With his plane out of control, and threatening to go into a death spiral, the pilot, Captain Al Haynes, didn’t panic. He knew that they were in an impossible situation, something his training had never prepared him for, but even under tremendous pressure, he had the presence of mind to review his limited options.

The only controls on the plane that were working were the thrust levers that adjusted the power to the two remaining engines. He quickly devised a plan to regain a measure of control over the plane just by manipulating the engine thrust. Over the course of the next forty minutes, he not only kept the plane in the air, he also devised completely novel procedures, on the fly, for steering the plane and adjusting its altitude. By doing so, he was able to direct the plane to a nearby airport and crash land it.

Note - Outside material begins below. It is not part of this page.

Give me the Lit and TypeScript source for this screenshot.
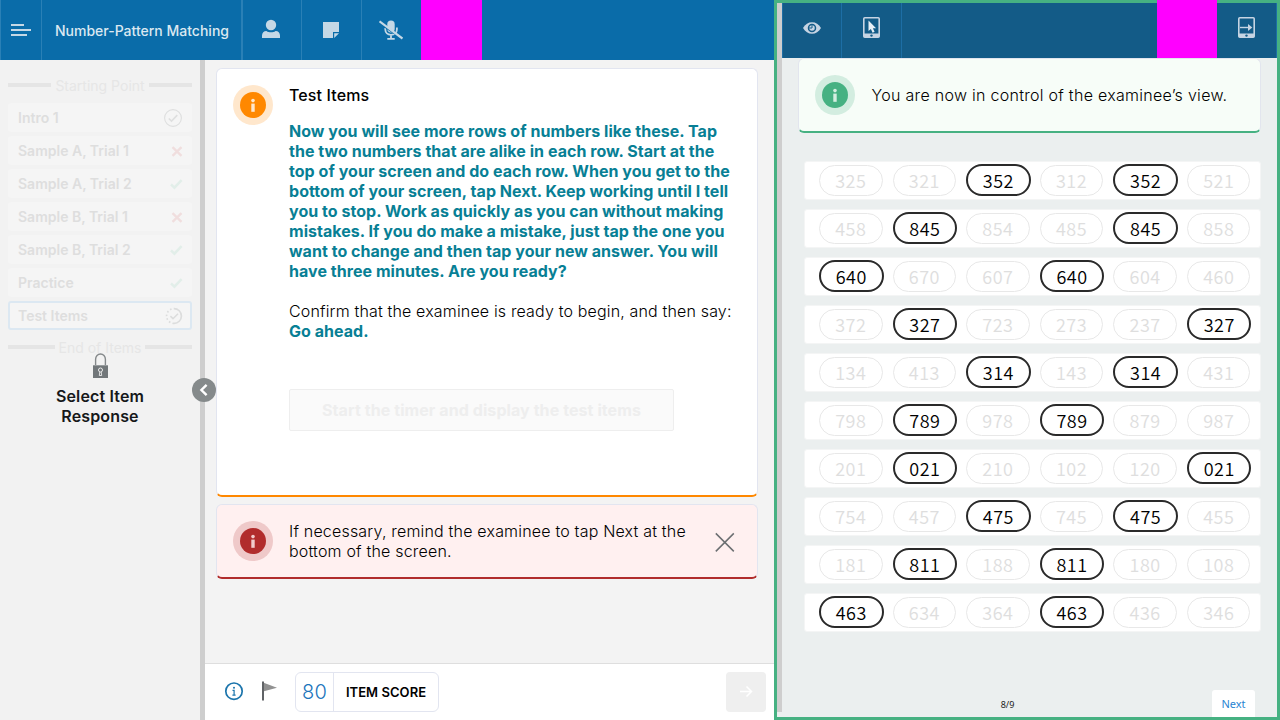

The plane broke apart on impact and 112 passengers died, but another 184 survived solely because of the pilot’s brilliant maneuvers.

The conditions he faced were later programmed into a flight simulator, and several very experienced pilots, the best the airline had to offer, tried to replicate Captain Haynes incredible flying, but in 57 attempts, none of them was even able to get the plane back to the airport and onto the runway. Captain Haynes is clearly an excellent pilot, but is he a genius? Well he answered that question himself.

“I’m no genius,” he said later in an interview, “but a crisis like that sure can sharpen the mind.”

I believe he made my point better than I can.